Leave the pictures out, and retype all of the material exactly as written.

* _DATA SEGMENT_:
[Begin]
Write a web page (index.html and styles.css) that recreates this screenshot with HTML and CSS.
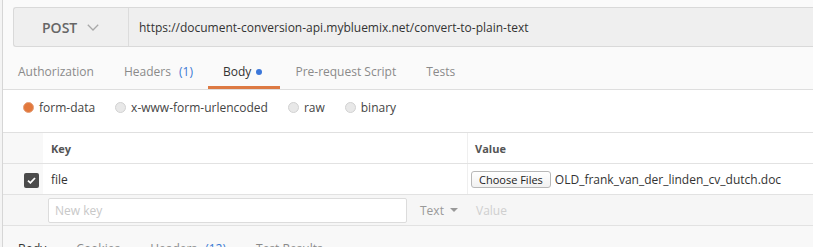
FILE: index.html
```html
<!DOCTYPE html>
<html lang="en">
<head>
    <meta charset="UTF-8">
    <title>POST convert-to-plain-text</title>
    <link rel="stylesheet" href="styles.css">
</head>
<body>

    <div class="app">
        <!-- barra de la petición -->
        <div class="url-row">
            <div class="url-bar">
                <div class="method">
                    POST
                    <svg class="chevron" width="12" height="7" viewBox="0 0 12 7"><polyline points="0.8,0.8 6,6 11.2,0.8" fill="none" stroke="#a8a8a8" stroke-width="1.3"/></svg>
                </div>
                <div class="url">https://document-conversion-api.mybluemix.net/convert-to-plain-text</div>
            </div>
        </div>

        <nav class="tabs">
            <div class="tab">Authorization</div>
            <div class="tab">Headers <span class="count">(1)</span></div>
            <div class="tab active">Body <span class="dot"></span></div>
            <div class="tab">Pre-request Script</div>
            <div class="tab">Tests</div>
        </nav>

        <div class="body-types">
            <label class="option"><span class="radio checked"></span>form-data</label>
            <label class="option"><span class="radio"></span>x-www-form-urlencoded</label>
            <label class="option"><span class="radio"></span>raw</label>
            <label class="option"><span class="radio"></span>binary</label>
        </div>

        <div class="kv">
            <div class="kv-row kv-head">
                <div class="cell check-col"></div>
                <div class="cell key-col">Key</div>
                <div class="cell value-col">Value</div>
            </div>
            <div class="kv-row">
                <div class="cell check-col">
                    <span class="checkbox">
                        <svg width="9" height="7" viewBox="0 0 9 7"><polyline points="1,3.6 3.4,5.8 8,1" fill="none" stroke="#fff" stroke-width="1.8"/></svg>
                    </span>
                </div>
                <div class="cell key-col">file</div>
                <div class="cell value-col">
                    <button class="file-button">Choose Files</button>
                    <span class="file-name">OLD_frank_van_der_linden_cv_dutch.doc</span>
                </div>
            </div>
            <div class="kv-row new-row">
                <div class="cell check-col"></div>
                <div class="cell key-col">
                    <input class="new-key" type="text" placeholder="New key">
                    <span class="type-select">Text <span class="caret"></span></span>
                </div>
                <div class="cell value-col placeholder">Value</div>
            </div>
        </div>

        <nav class="tabs response-tabs">
            <div class="tab current">Body</div>
            <div class="tab">Cookies</div>
            <div class="tab">Headers <span class="count">(12)</span></div>
            <div class="tab">Test Results</div>
        </nav>
    </div>

</body>
</html>
```

FILE: styles.css
```css
* { box-sizing: border-box; }
body { margin: 0; font-family: 'Open Sans', sans-serif; background-color: #f4f4f4; color: #333; }

.app { margin-left: 2px; height: 247px; overflow: hidden; border-left: 1px solid #d6d6d6; background-color: #fafafa; }

/* Barra de URL */
.url-row { padding: 7px 0 0 10px; }
.url-bar { display: flex; height: 40px; border: 1px solid #d9d9d9; border-right: none; border-radius: 3px 0 0 3px; background-color: #efefef; }
.method { width: 115px; display: flex; align-items: center; gap: 10px; padding-left: 28px; border-right: 1px solid #dcdcdc; font-size: 14px; font-weight: 600; color: #666; }
.chevron { margin-top: 1px; }
.url { display: flex; align-items: center; padding-left: 10px; font-size: 12px; color: #333; white-space: nowrap; }

/* Pestañas */
.tabs { display: flex; height: 43px; border-bottom: 1px solid #dedede; }
.tab { padding: 16px 15px 0; font-size: 12px; line-height: 17px; color: #8a8a8a; white-space: nowrap; border-bottom: 3px solid transparent; }
.tab.active { color: #333; border-bottom-color: #dd7a43; padding-right: 18px; }
.count { margin-left: 5px; color: #3a78d4; }
.dot { display: inline-block; width: 6px; height: 6px; margin-left: 2px; border-radius: 50%; background-color: #3b77da; vertical-align: 1px; }

/* Tipos de cuerpo */
.body-types { display: flex; align-items: center; height: 42px; padding: 0 0 8px 20px; background-color: #fff; }
.option { display: flex; align-items: center; gap: 5px; margin-right: 20px; font-size: 12px; color: #444; }
.radio { width: 11px; height: 11px; border-radius: 50%; border: 1px solid #d2d2d2; background-color: #e8e8e8; }
.radio.checked { border-color: #e6a17b; background-color: #e2783c; }

/* Tabla clave / valor */
.kv { border-top: 1px solid #e0e0e0; background-color: #fff; }
.kv-row { display: grid; grid-template-columns: 40px 424px 1fr; height: 31px; border-bottom: 1px solid #e2e2e2; }
.cell { display: flex; align-items: center; font-size: 12px; color: #333; white-space: nowrap; }
.check-col { background-color: #f8f8f8; justify-content: flex-end; padding-right: 4px; }
.key-col { padding-left: 8px; }
.value-col { padding-left: 7px; border-left: 1px solid #efefef; }
.kv-head .cell { font-size: 11px; font-weight: 700; color: #555; }

.checkbox { display: flex; justify-content: center; align-items: center; width: 15px; height: 15px; margin-top: 2px; border-radius: 2px; background-color: #4b4b4b; }
.file-button { height: 17px; padding: 0 7px; margin: 1px 4px 0 -4px; font-family: 'Open Sans', sans-serif; font-size: 11px; color: #222; border: 1px solid #b8b8b8; border-radius: 3px; background: linear-gradient(#ffffff, #f1f1f1); }
.file-name { font-size: 12px; color: #333; }

.new-row { background-color: #f6f6f6; }
.new-row .check-col { background-color: #f6f6f6; }
.new-row .key-col { padding-left: 5px; }
.new-row .value-col { border-left: none; padding-left: 9px; }
.new-key { width: 359px; height: 25px; margin: 1px 0 0; padding: 0 6px; font-family: 'Open Sans', sans-serif; font-size: 12px; border: 1px solid #dcdcdc; border-radius: 2px; background-color: #fff; }
.new-key::placeholder { color: #c8c8c8; }
.type-select { display: flex; align-items: center; gap: 6px; margin-left: 13px; color: #999; }
.caret { width: 0; height: 0; border-left: 4px solid transparent; border-right: 4px solid transparent; border-top: 4px solid #999; }
.placeholder { color: #cfcfcf; }

/* Pestañas de respuesta */
.response-tabs { border-bottom: none; height: auto; padding-top: 14px; background-color: #f8f8f8; }
.response-tabs .tab { padding-top: 0; }
.response-tabs .tab.current { color: #333; }
```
[End]
* _THE RESULT_:
Write a web page (index.html and styles.css) that recreates this screenshot with HTML and CSS.
FILE: index.html
```html
<!DOCTYPE html>
<html lang="en">
<head>
    <meta charset="UTF-8">
    <title>POST convert-to-plain-text</title>
    <link rel="stylesheet" href="styles.css">
</head>
<body>

    <div class="app">
        <!-- barra de la petición -->
        <div class="url-row">
            <div class="url-bar">
                <div class="method">
                    POST
                    <svg class="chevron" width="12" height="7" viewBox="0 0 12 7"><polyline points="0.8,0.8 6,6 11.2,0.8" fill="none" stroke="#a8a8a8" stroke-width="1.3"/></svg>
                </div>
                <div class="url">https://document-conversion-api.mybluemix.net/convert-to-plain-text</div>
            </div>
        </div>

        <nav class="tabs">
            <div class="tab">Authorization</div>
            <div class="tab">Headers <span class="count">(1)</span></div>
            <div class="tab active">Body <span class="dot"></span></div>
            <div class="tab">Pre-request Script</div>
            <div class="tab">Tests</div>
        </nav>

        <div class="body-types">
            <label class="option"><span class="radio checked"></span>form-data</label>
            <label class="option"><span class="radio"></span>x-www-form-urlencoded</label>
            <label class="option"><span class="radio"></span>raw</label>
            <label class="option"><span class="radio"></span>binary</label>
        </div>

        <div class="kv">
            <div class="kv-row kv-head">
                <div class="cell check-col"></div>
                <div class="cell key-col">Key</div>
                <div class="cell value-col">Value</div>
            </div>
            <div class="kv-row">
                <div class="cell check-col">
                    <span class="checkbox">
                        <svg width="9" height="7" viewBox="0 0 9 7"><polyline points="1,3.6 3.4,5.8 8,1" fill="none" stroke="#fff" stroke-width="1.8"/></svg>
                    </span>
                </div>
                <div class="cell key-col">file</div>
                <div class="cell value-col">
                    <button class="file-button">Choose Files</button>
                    <span class="file-name">OLD_frank_van_der_linden_cv_dutch.doc</span>
                </div>
            </div>
            <div class="kv-row new-row">
                <div class="cell check-col"></div>
                <div class="cell key-col">
                    <input class="new-key" type="text" placeholder="New key">
                    <span class="type-select">Text <span class="caret"></span></span>
                </div>
                <div class="cell value-col placeholder">Value</div>
            </div>
        </div>

        <nav class="tabs response-tabs">
            <div class="tab current">Body</div>
            <div class="tab">Cookies</div>
            <div class="tab">Headers <span class="count">(12)</span></div>
            <div class="tab">Test Results</div>
        </nav>
    </div>

</body>
</html>
```

FILE: styles.css
```css
* { box-sizing: border-box; }
body { margin: 0; font-family: 'Open Sans', sans-serif; background-color: #f4f4f4; color: #333; }

.app { margin-left: 2px; height: 247px; overflow: hidden; border-left: 1px solid #d6d6d6; background-color: #fafafa; }

/* Barra de URL */
.url-row { padding: 7px 0 0 10px; }
.url-bar { display: flex; height: 40px; border: 1px solid #d9d9d9; border-right: none; border-radius: 3px 0 0 3px; background-color: #efefef; }
.method { width: 115px; display: flex; align-items: center; gap: 10px; padding-left: 28px; border-right: 1px solid #dcdcdc; font-size: 14px; font-weight: 600; color: #666; }
.chevron { margin-top: 1px; }
.url { display: flex; align-items: center; padding-left: 10px; font-size: 12px; color: #333; white-space: nowrap; }

/* Pestañas */
.tabs { display: flex; height: 43px; border-bottom: 1px solid #dedede; }
.tab { padding: 16px 15px 0; font-size: 12px; line-height: 17px; color: #8a8a8a; white-space: nowrap; border-bottom: 3px solid transparent; }
.tab.active { color: #333; border-bottom-color: #dd7a43; padding-right: 18px; }
.count { margin-left: 5px; color: #3a78d4; }
.dot { display: inline-block; width: 6px; height: 6px; margin-left: 2px; border-radius: 50%; background-color: #3b77da; vertical-align: 1px; }

/* Tipos de cuerpo */
.body-types { display: flex; align-items: center; height: 42px; padding: 0 0 8px 20px; background-color: #fff; }
.option { display: flex; align-items: center; gap: 5px; margin-right: 20px; font-size: 12px; color: #444; }
.radio { width: 11px; height: 11px; border-radius: 50%; border: 1px solid #d2d2d2; background-color: #e8e8e8; }
.radio.checked { border-color: #e6a17b; background-color: #e2783c; }

/* Tabla clave / valor */
.kv { border-top: 1px solid #e0e0e0; background-color: #fff; }
.kv-row { display: grid; grid-template-columns: 40px 424px 1fr; height: 31px; border-bottom: 1px solid #e2e2e2; }
.cell { display: flex; align-items: center; font-size: 12px; color: #333; white-space: nowrap; }
.check-col { background-color: #f8f8f8; justify-content: flex-end; padding-right: 4px; }
.key-col { padding-left: 8px; }
.value-col { padding-left: 7px; border-left: 1px solid #efefef; }
.kv-head .cell { font-size: 11px; font-weight: 700; color: #555; }

.checkbox { display: flex; justify-content: center; align-items: center; width: 15px; height: 15px; margin-top: 2px; border-radius: 2px; background-color: #4b4b4b; }
.file-button { height: 17px; padding: 0 7px; margin: 1px 4px 0 -4px; font-family: 'Open Sans', sans-serif; font-size: 11px; color: #222; border: 1px solid #b8b8b8; border-radius: 3px; background: linear-gradient(#ffffff, #f1f1f1); }
.file-name { font-size: 12px; color: #333; }

.new-row { background-color: #f6f6f6; }
.new-row .check-col { background-color: #f6f6f6; }
.new-row .key-col { padding-left: 5px; }
.new-row .value-col { border-left: none; padding-left: 9px; }
.new-key { width: 359px; height: 25px; margin: 1px 0 0; padding: 0 6px; font-family: 'Open Sans', sans-serif; font-size: 12px; border: 1px solid #dcdcdc; border-radius: 2px; background-color: #fff; }
.new-key::placeholder { color: #c8c8c8; }
.type-select { display: flex; align-items: center; gap: 6px; margin-left: 13px; color: #999; }
.caret { width: 0; height: 0; border-left: 4px solid transparent; border-right: 4px solid transparent; border-top: 4px solid #999; }
.placeholder { color: #cfcfcf; }

/* Pestañas de respuesta */
.response-tabs { border-bottom: none; height: auto; padding-top: 14px; background-color: #f8f8f8; }
.response-tabs .tab { padding-top: 0; }
.response-tabs .tab.current { color: #333; }
```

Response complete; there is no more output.